Source data —
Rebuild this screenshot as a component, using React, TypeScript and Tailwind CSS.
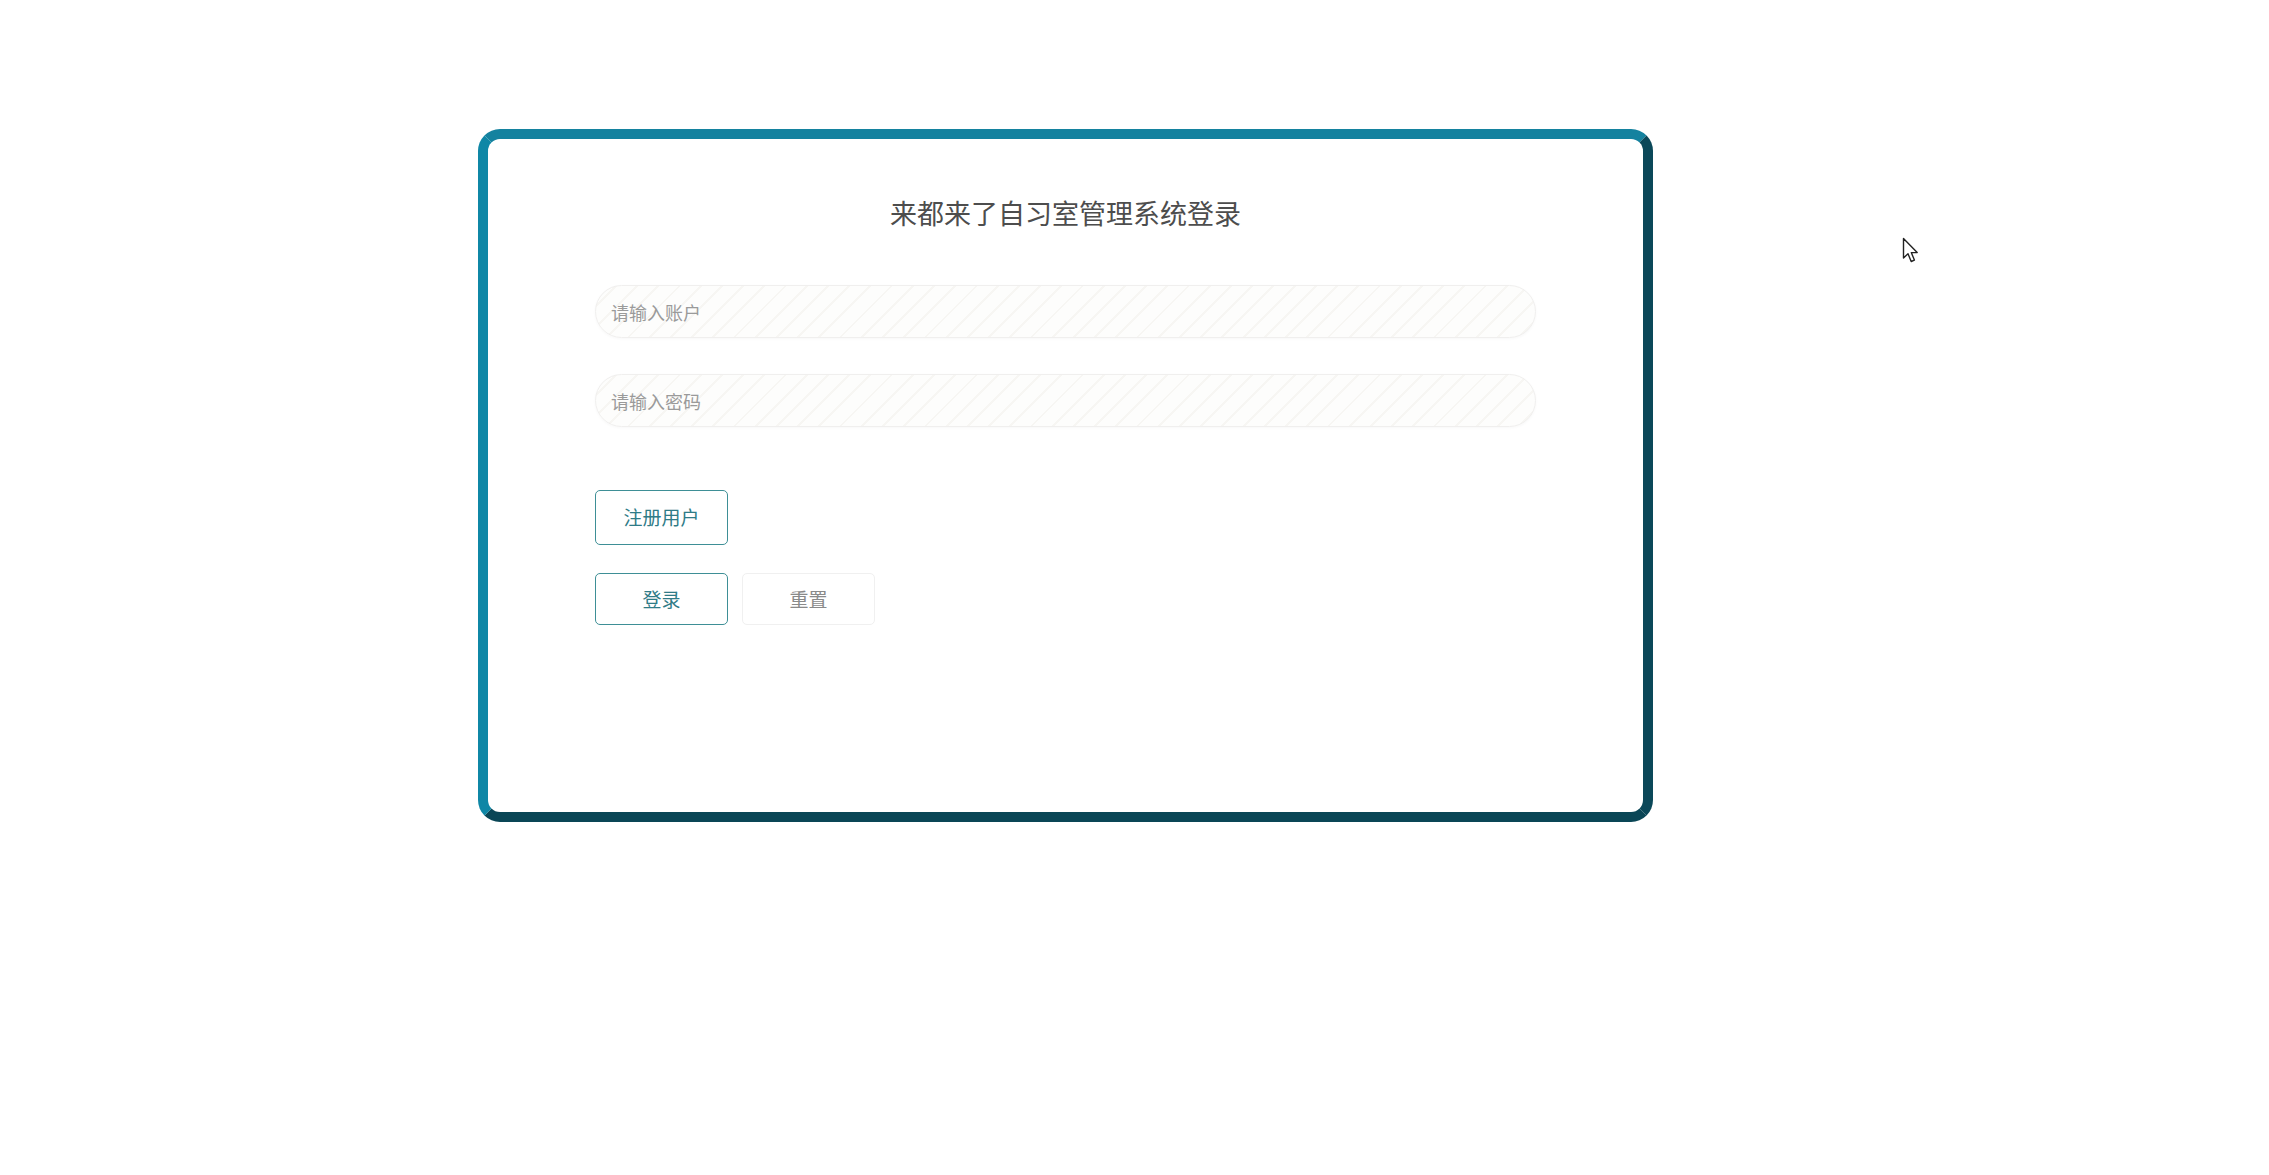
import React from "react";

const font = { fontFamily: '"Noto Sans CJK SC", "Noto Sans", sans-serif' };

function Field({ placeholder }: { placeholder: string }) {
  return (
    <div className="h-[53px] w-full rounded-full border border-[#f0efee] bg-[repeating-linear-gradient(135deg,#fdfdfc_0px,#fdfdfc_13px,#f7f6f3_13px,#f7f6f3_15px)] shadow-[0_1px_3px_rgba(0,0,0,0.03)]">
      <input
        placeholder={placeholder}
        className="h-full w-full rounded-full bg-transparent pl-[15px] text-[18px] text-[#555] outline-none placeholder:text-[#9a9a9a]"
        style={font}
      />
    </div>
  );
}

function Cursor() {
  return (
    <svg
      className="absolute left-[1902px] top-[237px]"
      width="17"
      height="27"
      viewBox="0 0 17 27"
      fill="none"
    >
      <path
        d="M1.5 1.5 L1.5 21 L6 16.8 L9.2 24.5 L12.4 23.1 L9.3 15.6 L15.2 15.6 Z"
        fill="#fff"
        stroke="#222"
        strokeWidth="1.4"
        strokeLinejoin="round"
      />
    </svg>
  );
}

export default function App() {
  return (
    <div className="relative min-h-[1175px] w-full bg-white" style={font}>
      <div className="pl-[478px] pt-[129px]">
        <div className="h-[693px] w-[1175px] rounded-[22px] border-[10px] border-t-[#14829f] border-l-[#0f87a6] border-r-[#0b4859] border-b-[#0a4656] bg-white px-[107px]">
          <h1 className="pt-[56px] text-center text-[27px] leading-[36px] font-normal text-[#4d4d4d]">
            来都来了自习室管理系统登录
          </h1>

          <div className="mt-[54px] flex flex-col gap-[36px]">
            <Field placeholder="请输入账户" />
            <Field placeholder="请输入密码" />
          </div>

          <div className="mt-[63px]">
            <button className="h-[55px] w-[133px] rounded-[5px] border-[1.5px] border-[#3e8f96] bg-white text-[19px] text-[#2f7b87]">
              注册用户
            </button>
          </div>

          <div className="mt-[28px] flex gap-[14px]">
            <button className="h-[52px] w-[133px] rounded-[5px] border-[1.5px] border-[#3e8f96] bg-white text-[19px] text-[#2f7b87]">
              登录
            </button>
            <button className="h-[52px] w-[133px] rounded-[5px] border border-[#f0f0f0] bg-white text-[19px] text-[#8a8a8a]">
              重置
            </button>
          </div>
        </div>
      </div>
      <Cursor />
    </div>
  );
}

Directions for this task —
Go through the data above and find the lines with the word "React". Copy each of those lines.

Solution to this problem —
Rebuild this screenshot as a component, using React, TypeScript and Tailwind CSS.
import React from "react";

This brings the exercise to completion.